Understanding Capital Gains Tax: Short-Term vs. Long-Term and How to Minimize What You Owe

Capital gains tax applies when you sell an investment — stock, mutual fund, ETF, real estate, or other asset — for more than you paid for it. The gain is the difference between your selling price and your cost basis — what you originally paid plus any adjustments. How much tax you owe on that gain depends critically on how long you held the investment before selling, a distinction that can mean the difference between paying your ordinary income tax rate — potentially 37 percent — and paying 0, 15, or 20 percent. Understanding this distinction and planning investment sales accordingly can save meaningful amounts of tax.

Short-Term vs. Long-Term: The Holding Period That Changes Everything

Capital gains are classified as short-term or long-term based on how long the asset was held before sale. Short-term capital gains — from assets held for one year or less — are taxed as ordinary income at your regular marginal tax rate. If you are in the 22 percent federal tax bracket, short-term capital gains are taxed at 22 percent. If you are in the 35 percent bracket, short-term gains cost you 35 percent. There is no preferential treatment for short holding periods.

Long-term capital gains — from assets held for more than one year — receive preferential federal tax rates: 0 percent for taxpayers in the 10 and 12 percent ordinary income brackets, 15 percent for most other taxpayers, and 20 percent for those with very high incomes (above $518,900 for single filers and $583,750 for married filing jointly in 2024). The differential between short-term rates and long-term rates can be dramatic: a taxpayer in the 35 percent bracket selling an investment at a $50,000 gain after 11 months owes $17,500. If they had simply waited two more months before selling, the same gain would be taxed at 15 percent — saving $10,000 in federal taxes. This holding period consideration is one of the most straightforward and impactful tax planning moves available to individual investors.

The Net Investment Income Tax: The Hidden Surtax

Higher-income taxpayers face an additional 3.8 percent Net Investment Income Tax on the lesser of their net investment income or the amount by which their modified adjusted gross income exceeds $200,000 for single filers and $250,000 for married filing jointly. Capital gains, dividends, interest, rental income, and passive business income all count as net investment income for this purpose. This effectively adds 3.8 percentage points to the capital gains rates at these income levels — making the effective maximum long-term capital gains rate 23.8 percent (20 percent regular rate plus 3.8 percent NIIT) and the maximum short-term rate 40.8 percent for top bracket taxpayers.

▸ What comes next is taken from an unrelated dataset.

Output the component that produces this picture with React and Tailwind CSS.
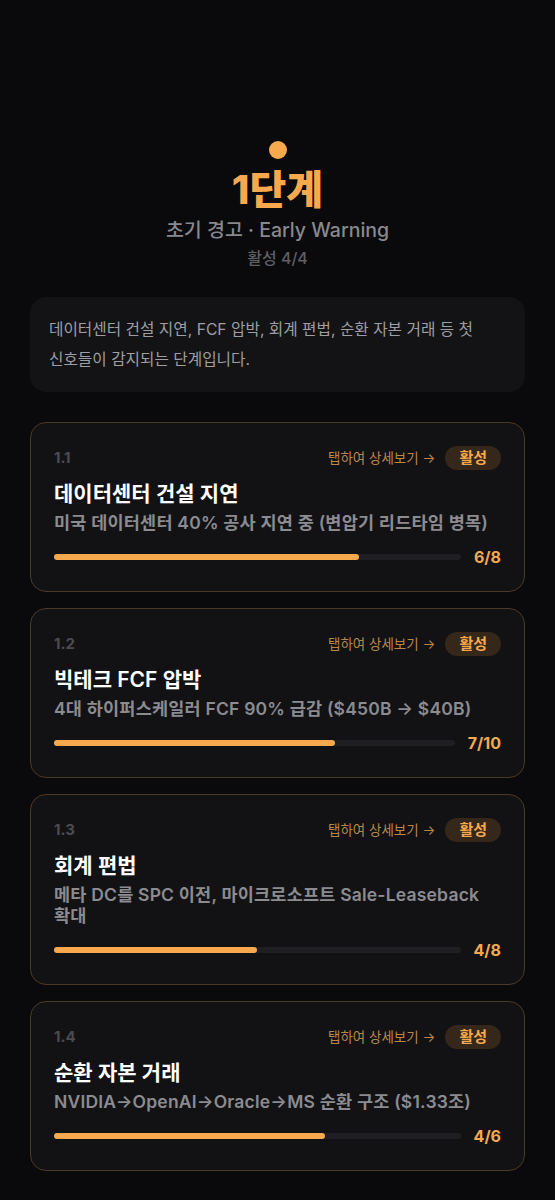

Strategies to Minimize Capital Gains Taxes

Holding investments for more than one year before selling is the most universally applicable capital gains tax reduction strategy, converting potentially high short-term gain treatment to preferential long-term rates. Harvesting losses to offset gains — selling investments at a loss and using those losses to offset realized gains — reduces or eliminates the taxable gain in the current year. Asset location — holding highly appreciated assets that you may eventually sell in tax-advantaged accounts where gains are not taxable, and holding more frequently traded or income-producing assets in taxable accounts — reduces the total lifetime capital gains tax burden. For appreciated assets you intend to hold until death, the step-up in basis rule eliminates the embedded capital gain entirely — heirs receive a new basis equal to the fair market value at death, with no capital gains tax on the lifetime appreciation. Donating appreciated assets to charity rather than selling and donating cash eliminates the capital gain entirely while still generating a charitable deduction for the full market value.